__EXERCISE BRIEF__
Give back a single number, the count of lines containing the word "components".

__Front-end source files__
******
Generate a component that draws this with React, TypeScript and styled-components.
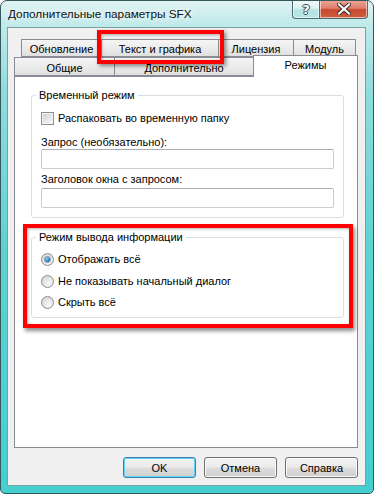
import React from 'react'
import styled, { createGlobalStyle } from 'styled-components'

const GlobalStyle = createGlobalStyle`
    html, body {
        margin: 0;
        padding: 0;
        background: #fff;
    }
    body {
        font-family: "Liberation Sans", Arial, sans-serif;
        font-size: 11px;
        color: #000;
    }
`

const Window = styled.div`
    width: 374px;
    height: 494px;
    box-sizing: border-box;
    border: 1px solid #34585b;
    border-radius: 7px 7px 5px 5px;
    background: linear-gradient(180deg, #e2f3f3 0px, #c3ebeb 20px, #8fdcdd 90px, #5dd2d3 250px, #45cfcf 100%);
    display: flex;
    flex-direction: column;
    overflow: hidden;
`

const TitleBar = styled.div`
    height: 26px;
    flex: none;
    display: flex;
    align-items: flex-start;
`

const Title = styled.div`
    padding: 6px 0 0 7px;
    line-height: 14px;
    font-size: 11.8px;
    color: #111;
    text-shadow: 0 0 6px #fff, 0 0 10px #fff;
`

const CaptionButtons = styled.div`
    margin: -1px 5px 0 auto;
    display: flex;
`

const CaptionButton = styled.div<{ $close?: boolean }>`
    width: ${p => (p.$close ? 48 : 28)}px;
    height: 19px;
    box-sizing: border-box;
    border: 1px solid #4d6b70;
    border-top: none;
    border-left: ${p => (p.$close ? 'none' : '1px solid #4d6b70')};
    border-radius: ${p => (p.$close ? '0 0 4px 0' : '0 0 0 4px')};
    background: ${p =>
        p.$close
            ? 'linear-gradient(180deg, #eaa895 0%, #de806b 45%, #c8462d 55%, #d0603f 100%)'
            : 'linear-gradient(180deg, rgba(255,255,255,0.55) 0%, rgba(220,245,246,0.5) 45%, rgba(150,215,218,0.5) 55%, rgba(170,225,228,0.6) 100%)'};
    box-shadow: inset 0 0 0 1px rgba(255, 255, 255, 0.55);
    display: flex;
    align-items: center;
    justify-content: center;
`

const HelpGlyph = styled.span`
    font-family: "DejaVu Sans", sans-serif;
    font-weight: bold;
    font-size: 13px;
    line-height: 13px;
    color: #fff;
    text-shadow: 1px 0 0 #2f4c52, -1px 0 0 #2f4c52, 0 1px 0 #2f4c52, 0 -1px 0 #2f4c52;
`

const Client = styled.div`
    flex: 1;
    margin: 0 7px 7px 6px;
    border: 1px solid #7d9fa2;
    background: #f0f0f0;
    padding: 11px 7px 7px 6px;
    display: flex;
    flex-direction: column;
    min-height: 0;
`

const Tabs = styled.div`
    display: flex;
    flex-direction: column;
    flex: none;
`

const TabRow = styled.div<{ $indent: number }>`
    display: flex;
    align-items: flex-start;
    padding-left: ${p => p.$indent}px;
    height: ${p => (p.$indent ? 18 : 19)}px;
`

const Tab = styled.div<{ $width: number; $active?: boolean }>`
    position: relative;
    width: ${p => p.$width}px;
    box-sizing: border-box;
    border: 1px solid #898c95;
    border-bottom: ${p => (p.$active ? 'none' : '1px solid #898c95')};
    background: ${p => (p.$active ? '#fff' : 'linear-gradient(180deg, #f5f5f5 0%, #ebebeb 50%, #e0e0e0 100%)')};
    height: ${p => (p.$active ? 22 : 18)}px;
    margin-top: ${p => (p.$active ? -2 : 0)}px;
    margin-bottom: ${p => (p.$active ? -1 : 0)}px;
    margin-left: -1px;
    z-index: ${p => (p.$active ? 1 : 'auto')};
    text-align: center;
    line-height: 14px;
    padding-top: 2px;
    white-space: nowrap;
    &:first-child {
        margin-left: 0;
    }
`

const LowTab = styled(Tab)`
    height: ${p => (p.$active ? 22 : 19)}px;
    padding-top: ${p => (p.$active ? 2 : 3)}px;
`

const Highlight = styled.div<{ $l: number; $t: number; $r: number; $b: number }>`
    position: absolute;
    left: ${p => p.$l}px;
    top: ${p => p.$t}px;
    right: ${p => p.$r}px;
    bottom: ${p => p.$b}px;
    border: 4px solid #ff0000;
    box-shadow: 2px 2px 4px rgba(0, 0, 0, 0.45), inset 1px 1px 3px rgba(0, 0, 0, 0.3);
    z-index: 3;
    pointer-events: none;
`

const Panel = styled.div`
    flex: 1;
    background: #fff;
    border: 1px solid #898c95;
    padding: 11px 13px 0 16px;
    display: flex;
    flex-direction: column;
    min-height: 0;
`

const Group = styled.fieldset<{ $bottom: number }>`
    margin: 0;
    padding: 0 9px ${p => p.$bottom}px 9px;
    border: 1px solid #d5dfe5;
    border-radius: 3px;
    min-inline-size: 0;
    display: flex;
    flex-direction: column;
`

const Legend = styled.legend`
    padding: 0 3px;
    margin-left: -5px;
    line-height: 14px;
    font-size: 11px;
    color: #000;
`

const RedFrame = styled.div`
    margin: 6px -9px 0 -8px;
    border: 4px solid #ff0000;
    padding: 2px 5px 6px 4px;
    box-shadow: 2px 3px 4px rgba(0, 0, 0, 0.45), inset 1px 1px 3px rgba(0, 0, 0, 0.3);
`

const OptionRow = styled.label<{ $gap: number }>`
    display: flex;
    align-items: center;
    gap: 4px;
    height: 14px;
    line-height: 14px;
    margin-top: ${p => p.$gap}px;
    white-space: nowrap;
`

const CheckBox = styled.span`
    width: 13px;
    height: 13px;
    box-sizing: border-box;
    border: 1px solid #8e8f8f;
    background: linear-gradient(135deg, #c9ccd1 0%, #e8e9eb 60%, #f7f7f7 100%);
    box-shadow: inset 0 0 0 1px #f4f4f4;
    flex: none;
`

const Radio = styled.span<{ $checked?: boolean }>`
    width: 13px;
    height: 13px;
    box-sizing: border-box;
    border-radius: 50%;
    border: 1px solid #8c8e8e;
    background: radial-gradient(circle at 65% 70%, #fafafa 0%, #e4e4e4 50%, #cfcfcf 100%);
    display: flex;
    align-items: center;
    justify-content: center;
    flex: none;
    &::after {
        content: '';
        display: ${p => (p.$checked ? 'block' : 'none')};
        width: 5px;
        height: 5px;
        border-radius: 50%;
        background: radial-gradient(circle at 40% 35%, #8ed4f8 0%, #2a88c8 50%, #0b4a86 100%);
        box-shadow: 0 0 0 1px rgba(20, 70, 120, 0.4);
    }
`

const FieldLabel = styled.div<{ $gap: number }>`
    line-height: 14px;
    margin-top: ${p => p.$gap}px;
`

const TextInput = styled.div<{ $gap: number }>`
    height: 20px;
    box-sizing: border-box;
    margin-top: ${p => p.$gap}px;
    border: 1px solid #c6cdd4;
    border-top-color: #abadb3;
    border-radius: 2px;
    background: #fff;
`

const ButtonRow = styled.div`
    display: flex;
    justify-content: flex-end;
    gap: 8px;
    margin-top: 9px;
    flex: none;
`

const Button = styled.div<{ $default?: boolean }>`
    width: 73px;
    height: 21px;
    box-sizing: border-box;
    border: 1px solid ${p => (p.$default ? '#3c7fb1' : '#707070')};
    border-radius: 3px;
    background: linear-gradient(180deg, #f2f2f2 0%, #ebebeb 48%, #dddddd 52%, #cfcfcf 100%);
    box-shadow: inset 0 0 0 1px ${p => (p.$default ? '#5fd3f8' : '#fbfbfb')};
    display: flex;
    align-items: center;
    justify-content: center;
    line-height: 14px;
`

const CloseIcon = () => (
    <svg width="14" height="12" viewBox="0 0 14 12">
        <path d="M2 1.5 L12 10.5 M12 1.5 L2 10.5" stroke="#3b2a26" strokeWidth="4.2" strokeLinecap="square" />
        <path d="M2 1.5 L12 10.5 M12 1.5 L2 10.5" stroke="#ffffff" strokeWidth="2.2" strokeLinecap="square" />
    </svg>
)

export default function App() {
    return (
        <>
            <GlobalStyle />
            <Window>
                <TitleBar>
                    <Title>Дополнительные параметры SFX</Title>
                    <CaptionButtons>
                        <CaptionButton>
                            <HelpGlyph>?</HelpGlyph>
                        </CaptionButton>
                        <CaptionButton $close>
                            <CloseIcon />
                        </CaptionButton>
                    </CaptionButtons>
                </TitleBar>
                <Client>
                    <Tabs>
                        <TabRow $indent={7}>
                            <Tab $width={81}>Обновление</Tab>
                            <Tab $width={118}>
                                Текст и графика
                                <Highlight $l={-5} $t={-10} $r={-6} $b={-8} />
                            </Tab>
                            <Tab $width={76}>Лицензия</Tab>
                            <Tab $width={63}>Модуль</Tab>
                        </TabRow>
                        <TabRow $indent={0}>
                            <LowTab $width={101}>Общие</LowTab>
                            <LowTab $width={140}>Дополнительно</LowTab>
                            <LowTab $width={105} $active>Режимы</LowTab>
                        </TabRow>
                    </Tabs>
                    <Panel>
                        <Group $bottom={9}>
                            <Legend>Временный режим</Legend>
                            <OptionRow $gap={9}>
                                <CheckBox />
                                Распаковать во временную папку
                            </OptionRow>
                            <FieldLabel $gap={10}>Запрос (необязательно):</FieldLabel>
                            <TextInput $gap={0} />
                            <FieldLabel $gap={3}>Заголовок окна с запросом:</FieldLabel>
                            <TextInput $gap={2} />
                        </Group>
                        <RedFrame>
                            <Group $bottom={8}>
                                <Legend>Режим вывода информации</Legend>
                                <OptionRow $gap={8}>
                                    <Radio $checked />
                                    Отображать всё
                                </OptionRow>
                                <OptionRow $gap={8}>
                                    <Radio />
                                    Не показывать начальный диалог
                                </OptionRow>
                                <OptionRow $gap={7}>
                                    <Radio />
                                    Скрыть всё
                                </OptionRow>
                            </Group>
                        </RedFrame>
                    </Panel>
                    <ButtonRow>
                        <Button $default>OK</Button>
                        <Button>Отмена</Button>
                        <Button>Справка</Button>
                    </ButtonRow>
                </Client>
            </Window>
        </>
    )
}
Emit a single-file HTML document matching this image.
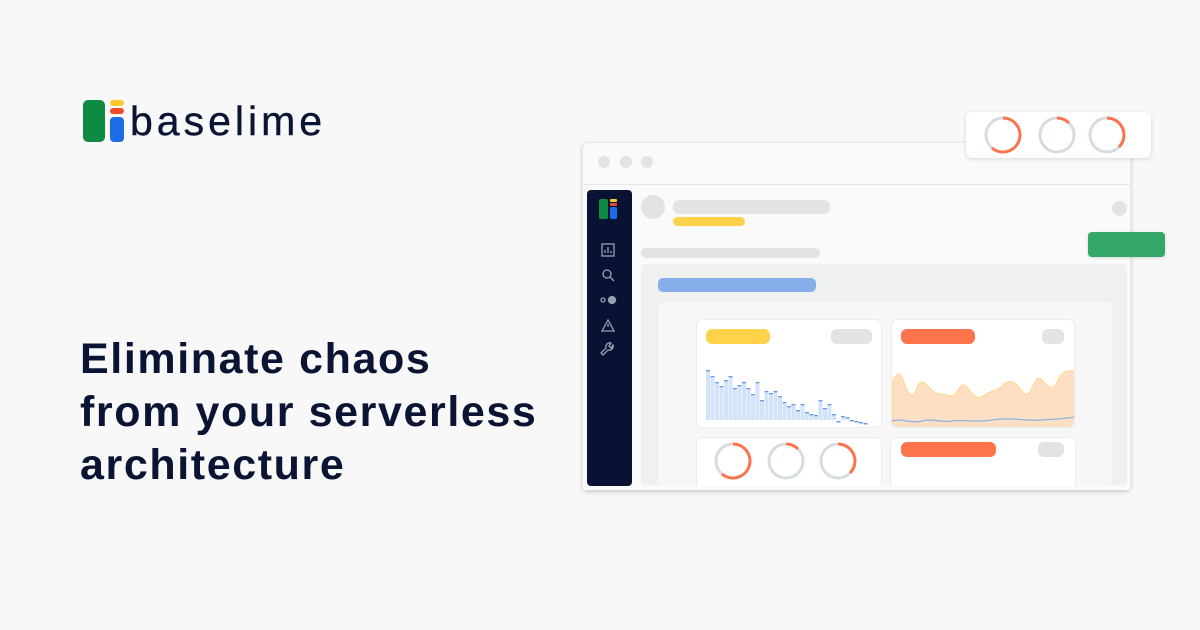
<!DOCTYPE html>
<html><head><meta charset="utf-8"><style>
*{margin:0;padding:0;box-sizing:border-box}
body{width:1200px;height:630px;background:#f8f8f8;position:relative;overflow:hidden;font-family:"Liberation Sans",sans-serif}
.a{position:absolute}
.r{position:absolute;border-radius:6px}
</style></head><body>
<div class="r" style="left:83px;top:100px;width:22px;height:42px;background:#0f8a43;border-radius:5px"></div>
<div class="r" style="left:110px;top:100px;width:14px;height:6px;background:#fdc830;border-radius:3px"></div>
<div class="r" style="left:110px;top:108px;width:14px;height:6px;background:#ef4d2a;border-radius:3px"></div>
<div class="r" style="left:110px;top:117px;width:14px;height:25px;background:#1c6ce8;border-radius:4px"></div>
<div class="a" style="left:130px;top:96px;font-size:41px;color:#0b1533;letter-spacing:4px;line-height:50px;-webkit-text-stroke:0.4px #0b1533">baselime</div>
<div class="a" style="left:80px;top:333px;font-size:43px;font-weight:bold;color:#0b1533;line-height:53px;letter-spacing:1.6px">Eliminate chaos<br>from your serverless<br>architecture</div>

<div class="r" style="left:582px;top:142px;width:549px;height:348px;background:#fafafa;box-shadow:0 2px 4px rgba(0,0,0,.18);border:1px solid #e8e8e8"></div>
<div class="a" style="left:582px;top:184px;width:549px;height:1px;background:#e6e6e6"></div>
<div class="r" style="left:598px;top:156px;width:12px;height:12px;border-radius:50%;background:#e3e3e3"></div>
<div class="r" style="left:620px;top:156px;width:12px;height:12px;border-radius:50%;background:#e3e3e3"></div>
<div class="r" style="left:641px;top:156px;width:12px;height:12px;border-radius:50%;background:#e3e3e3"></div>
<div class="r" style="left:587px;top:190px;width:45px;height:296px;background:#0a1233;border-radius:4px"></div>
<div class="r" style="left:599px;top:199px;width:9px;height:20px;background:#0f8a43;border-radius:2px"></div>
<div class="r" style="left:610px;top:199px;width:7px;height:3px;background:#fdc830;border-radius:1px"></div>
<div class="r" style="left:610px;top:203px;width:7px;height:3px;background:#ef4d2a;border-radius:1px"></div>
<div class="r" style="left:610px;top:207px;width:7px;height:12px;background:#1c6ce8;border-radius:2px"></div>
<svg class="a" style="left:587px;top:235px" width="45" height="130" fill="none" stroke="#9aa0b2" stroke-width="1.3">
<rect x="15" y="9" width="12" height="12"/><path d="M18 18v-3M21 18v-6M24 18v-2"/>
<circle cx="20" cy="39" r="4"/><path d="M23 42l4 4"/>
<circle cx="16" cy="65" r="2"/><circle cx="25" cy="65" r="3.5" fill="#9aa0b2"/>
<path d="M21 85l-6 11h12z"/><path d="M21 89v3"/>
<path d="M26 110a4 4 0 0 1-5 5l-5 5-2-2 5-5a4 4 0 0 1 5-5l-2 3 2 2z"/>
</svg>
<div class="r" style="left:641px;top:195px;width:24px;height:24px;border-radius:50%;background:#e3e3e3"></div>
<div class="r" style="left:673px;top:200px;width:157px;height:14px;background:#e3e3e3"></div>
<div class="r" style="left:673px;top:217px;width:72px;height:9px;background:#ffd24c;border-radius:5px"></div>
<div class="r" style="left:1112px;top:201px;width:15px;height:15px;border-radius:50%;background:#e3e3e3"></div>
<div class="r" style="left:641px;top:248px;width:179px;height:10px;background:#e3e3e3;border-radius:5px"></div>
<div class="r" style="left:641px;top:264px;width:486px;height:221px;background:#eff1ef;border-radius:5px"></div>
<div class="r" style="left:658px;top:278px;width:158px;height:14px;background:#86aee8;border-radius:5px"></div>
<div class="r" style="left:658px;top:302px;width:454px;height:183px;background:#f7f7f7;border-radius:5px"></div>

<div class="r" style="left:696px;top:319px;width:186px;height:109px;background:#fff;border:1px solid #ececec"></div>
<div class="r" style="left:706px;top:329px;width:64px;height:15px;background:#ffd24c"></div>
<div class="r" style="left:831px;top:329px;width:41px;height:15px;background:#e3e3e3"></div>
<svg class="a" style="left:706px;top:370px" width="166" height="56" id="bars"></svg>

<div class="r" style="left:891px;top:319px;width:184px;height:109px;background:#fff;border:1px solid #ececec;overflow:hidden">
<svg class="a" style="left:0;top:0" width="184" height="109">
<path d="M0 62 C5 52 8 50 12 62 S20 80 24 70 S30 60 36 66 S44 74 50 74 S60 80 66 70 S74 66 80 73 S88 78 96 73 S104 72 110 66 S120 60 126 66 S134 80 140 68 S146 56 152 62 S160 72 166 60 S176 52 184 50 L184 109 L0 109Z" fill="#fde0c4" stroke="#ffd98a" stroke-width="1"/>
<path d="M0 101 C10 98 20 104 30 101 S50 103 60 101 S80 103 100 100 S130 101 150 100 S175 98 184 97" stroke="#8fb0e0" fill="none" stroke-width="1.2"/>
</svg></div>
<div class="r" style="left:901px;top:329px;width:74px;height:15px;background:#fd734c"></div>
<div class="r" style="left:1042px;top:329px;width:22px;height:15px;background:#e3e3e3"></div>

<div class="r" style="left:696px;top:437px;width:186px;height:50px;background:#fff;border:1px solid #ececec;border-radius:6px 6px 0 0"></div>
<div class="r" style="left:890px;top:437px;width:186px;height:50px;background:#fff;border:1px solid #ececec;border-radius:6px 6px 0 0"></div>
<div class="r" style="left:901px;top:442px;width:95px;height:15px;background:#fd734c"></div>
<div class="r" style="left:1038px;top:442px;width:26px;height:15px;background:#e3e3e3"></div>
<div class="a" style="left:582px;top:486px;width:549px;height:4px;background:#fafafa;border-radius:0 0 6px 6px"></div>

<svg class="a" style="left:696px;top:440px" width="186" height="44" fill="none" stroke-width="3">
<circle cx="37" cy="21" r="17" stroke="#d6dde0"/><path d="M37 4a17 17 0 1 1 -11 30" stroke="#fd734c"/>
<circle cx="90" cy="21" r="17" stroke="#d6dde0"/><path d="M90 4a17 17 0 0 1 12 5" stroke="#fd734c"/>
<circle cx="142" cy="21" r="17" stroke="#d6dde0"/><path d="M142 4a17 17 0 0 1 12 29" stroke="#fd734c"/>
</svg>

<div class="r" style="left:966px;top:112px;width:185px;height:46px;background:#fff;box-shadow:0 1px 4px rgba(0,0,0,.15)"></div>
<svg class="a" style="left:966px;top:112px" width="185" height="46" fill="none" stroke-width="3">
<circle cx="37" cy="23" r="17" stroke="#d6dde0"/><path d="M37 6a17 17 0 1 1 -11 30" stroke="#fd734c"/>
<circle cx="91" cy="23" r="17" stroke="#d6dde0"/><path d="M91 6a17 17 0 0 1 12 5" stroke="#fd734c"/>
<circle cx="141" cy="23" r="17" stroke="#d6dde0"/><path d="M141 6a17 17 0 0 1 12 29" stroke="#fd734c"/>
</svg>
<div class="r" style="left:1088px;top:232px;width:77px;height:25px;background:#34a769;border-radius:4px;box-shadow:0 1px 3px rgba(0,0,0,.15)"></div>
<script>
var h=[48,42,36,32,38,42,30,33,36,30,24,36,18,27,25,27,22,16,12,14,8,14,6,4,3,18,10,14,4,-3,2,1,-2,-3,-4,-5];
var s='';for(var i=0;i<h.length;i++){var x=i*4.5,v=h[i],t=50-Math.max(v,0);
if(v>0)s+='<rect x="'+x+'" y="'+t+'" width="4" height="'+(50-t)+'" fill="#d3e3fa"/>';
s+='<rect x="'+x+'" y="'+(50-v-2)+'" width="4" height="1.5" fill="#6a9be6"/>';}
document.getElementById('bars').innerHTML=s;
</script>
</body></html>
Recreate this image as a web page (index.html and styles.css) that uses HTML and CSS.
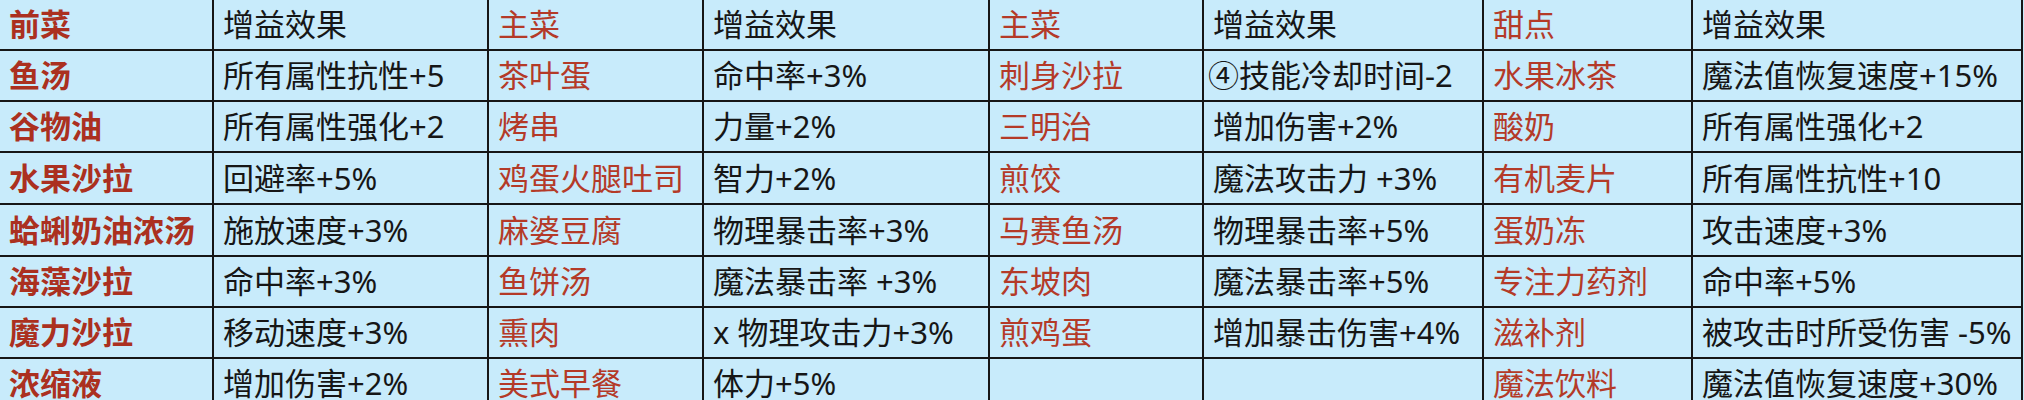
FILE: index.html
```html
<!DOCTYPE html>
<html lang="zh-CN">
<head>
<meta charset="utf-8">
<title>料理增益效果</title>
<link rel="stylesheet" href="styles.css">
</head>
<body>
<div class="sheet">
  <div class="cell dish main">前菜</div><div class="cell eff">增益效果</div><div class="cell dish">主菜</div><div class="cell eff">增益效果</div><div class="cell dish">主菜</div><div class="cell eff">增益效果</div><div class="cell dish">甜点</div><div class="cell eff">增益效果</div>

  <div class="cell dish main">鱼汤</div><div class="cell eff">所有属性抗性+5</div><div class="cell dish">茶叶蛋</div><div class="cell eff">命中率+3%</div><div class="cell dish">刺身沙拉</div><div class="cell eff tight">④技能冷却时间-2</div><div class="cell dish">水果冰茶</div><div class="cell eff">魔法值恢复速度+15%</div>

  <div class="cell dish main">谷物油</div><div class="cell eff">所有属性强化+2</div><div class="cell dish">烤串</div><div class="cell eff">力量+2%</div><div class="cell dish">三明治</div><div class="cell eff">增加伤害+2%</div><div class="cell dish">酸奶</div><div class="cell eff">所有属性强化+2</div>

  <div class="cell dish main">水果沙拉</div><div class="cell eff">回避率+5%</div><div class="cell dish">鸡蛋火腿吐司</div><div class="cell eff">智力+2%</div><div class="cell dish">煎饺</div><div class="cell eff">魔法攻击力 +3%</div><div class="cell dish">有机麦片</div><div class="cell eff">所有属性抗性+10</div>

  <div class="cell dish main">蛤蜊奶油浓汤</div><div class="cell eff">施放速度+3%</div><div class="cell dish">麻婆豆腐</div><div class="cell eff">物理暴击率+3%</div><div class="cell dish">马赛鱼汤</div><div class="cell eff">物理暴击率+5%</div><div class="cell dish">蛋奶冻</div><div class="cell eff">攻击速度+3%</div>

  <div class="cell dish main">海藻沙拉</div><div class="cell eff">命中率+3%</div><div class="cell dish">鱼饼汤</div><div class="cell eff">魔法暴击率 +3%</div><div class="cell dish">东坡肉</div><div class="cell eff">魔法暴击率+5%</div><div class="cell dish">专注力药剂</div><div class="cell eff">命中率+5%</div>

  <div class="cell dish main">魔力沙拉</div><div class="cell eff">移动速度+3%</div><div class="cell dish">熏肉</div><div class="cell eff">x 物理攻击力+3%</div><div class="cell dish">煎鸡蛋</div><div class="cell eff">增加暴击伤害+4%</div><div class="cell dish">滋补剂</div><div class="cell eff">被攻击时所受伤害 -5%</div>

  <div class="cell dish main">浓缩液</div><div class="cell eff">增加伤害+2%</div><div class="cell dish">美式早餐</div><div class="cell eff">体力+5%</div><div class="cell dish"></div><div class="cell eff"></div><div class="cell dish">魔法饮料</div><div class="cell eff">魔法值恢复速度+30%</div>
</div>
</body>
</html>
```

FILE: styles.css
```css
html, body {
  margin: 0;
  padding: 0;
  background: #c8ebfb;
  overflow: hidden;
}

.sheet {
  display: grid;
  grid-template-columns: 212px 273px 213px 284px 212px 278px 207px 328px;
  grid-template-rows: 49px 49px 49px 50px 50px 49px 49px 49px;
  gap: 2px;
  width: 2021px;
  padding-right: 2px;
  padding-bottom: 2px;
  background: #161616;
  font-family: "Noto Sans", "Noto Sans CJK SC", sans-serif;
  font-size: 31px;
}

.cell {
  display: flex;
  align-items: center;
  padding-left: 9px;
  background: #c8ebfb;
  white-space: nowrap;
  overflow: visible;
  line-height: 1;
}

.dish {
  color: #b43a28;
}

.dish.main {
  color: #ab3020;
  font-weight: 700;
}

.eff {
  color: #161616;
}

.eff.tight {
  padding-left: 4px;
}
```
******
__WRITTEN ANSWER__
2